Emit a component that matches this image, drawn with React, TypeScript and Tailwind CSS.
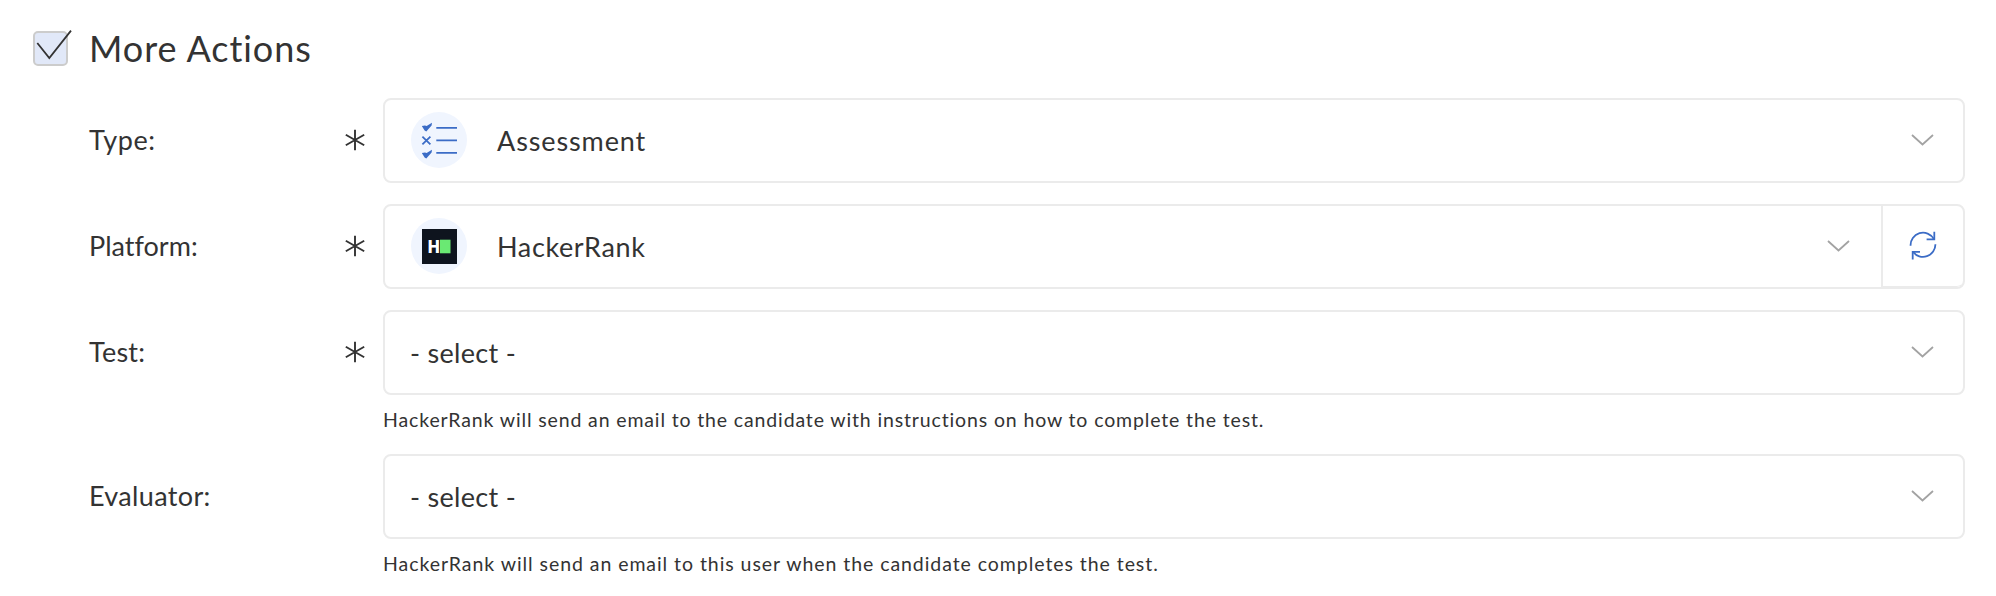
import React, { useState } from 'react';
import clsx from 'clsx';

function Chevron() {
  return (
    <svg width="23" height="12" viewBox="0 0 23 12" fill="none" className="mb-0.5 shrink-0">
      <path d="M1 1 L11.5 10.5 L22 1" stroke="#a3a3a3" strokeWidth="1.8" />
    </svg>
  );
}

function Asterisk() {
  return (
    <svg width="20" height="22" viewBox="0 0 20 22" fill="none" className="mb-0.5 shrink-0">
      <path d="M10 0.8 V21.2 M0.8 5.7 L19.2 16.3 M19.2 5.7 L0.8 16.3" stroke="#333333" strokeWidth="1.9" />
    </svg>
  );
}

function AssessmentIcon() {
  return (
    <svg width="56" height="56" viewBox="0 0 56 56" fill="none">
      <path d="M25.3 15.8 H46 M25.3 28.4 H46 M25.3 40.9 H46" stroke="#3b6cc6" strokeWidth="1.8" />
      <path d="M11.4 24.6 L19.4 32.3 M19.4 24.6 L11.4 32.3" stroke="#3b6cc6" strokeWidth="1.8" />
      <path d="M10.8 14 L14 13.4 L15.6 14 L21 10.8 L20.6 13.4 L15.3 19.6 L13.6 18.6 Z" fill="#3b6cc6" />
      <path d="M10.8 41 L14 40.4 L15.6 41 L21 37.8 L20.6 40.4 L15.3 46.6 L13.6 45.6 Z" fill="#3b6cc6" />
    </svg>
  );
}

function HackerRankLogo() {
  return (
    <svg width="35" height="35" viewBox="0 0 35 35">
      <rect width="35" height="35" fill="#0e141e" />
      <text
        x="5.8"
        y="24.3"
        fontFamily="Roboto, sans-serif"
        fontWeight="900"
        fontSize="19"
        fill="#ffffff"
        textLength="12"
        lengthAdjust="spacingAndGlyphs"
      >
        H
      </text>
      <rect x="18" y="10.7" width="10.5" height="13.6" fill="#6ae973" />
    </svg>
  );
}

function RefreshIcon() {
  return (
    <svg width="30" height="30" viewBox="0 0 30 30" fill="none" stroke="#3b6cc6" strokeWidth="1.8">
      <path d="M2.6 14.8 A12.4 12.4 0 0 1 25.8 8" />
      <path d="M26.3 0.8 V8.3 H18.6" />
      <path d="M27.4 13.2 A12.4 12.4 0 0 1 5 20.8" />
      <path d="M4.7 28.4 V20.8 H12" />
    </svg>
  );
}

interface FieldProps {
  label: string;
  labelClass: string;
  value: string;
  valueClass: string;
  required?: boolean;
  icon?: React.ReactNode;
  refresh?: boolean;
  hint?: string;
  hintClass?: string;
}

function Field({ label, labelClass, value, valueClass, required, icon, refresh, hint, hintClass }: FieldProps) {
  return (
    <div className="flex">
      <div className="flex h-[85px] w-[294px] shrink-0 items-center justify-between pr-[18px]">
        <span className={clsx('pb-0.5 text-[27px] leading-8', labelClass)}>{label}</span>
        {required && <Asterisk />}
      </div>

      <div className="grow">
        <div className="flex h-[85px] overflow-hidden rounded-lg border-2 border-[#ebebeb] bg-white">
          <button
            type="button"
            className={clsx('flex grow items-center text-left', icon ? 'pl-[26px]' : 'pl-[25px]', refresh ? 'pr-[31px]' : 'pr-[29px]')}
          >
            {icon && (
              <span className="mb-px mr-[30px] flex h-14 w-14 items-center justify-center rounded-full bg-[#f0f5fe]">
                {icon}
              </span>
            )}
            <span className={clsx('grow text-[27px] leading-8', valueClass)}>{value}</span>
            <Chevron />
          </button>
          {refresh && (
            <button
              type="button"
              className="flex w-[82px] shrink-0 items-center justify-center rounded-br-md border-b border-l-2 border-[#ebebeb]"
            >
              <RefreshIcon />
            </button>
          )}
        </div>
        {hint && <p className={clsx('mt-[13px] h-[23px] text-[19.5px] leading-6 whitespace-nowrap', hintClass)}>{hint}</p>}
      </div>
    </div>
  );
}

export default function App() {
  const [checked, setChecked] = useState(true);

  return (
    <div className="h-[596px] w-[1996px] overflow-hidden bg-white pl-[33px] pr-[31px] font-['Lato',sans-serif] text-[#333333]">
      <div className="flex h-[98px] items-center pb-px">
        <button
          type="button"
          onClick={() => setChecked(!checked)}
          className="h-[35px] w-[35px] rounded-[5px] border-2 border-[#cccccc] bg-[#e1e8f8]"
        >
          {checked && (
            <svg width="40" height="31" viewBox="0 0 40 31" fill="none" className="-mt-1 overflow-visible">
              <path d="M2.3 12 L14.3 27 L36 -0.4" stroke="#333333" strokeWidth="1.8" />
            </svg>
          )}
        </button>
        <h1 className="ml-[21px] pb-px text-[36px] leading-[44px] tracking-[0.95px]">More Actions</h1>
      </div>

      <div className="pl-14">
        <div className="flex flex-col gap-[21px]">
          <Field
            label="Type:"
            labelClass="tracking-[0.6px]"
            value="Assessment"
            valueClass="tracking-[0.88px]"
            required
            icon={<AssessmentIcon />}
          />
          <Field
            label="Platform:"
            labelClass="tracking-[0.02px]"
            value="HackerRank"
            valueClass="tracking-[0.63px]"
            required
            icon={<HackerRankLogo />}
            refresh
          />
          <Field
            label="Test:"
            labelClass="tracking-[0.25px]"
            value="- select -"
            valueClass="tracking-[0.3px]"
            required
            hint="HackerRank will send an email to the candidate with instructions on how to complete the test."
            hintClass="tracking-[0.86px]"
          />
        </div>
        <div className="mt-[23px]">
          <Field
            label="Evaluator:"
            labelClass="tracking-[0.35px]"
            value="- select -"
            valueClass="tracking-[0.3px]"
            hint="HackerRank will send an email to this user when the candidate completes the test."
            hintClass="tracking-[0.94px]"
          />
        </div>
      </div>
    </div>
  );
}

* Aim of the exercise: Exactly restate the lines from the beginning of the data through the line with "import clsx from 'clsx';", and no others, keeping pictures out.

* Full answer:
Emit a component that matches this image, drawn with React, TypeScript and Tailwind CSS.
import React, { useState } from 'react';
import clsx from 'clsx';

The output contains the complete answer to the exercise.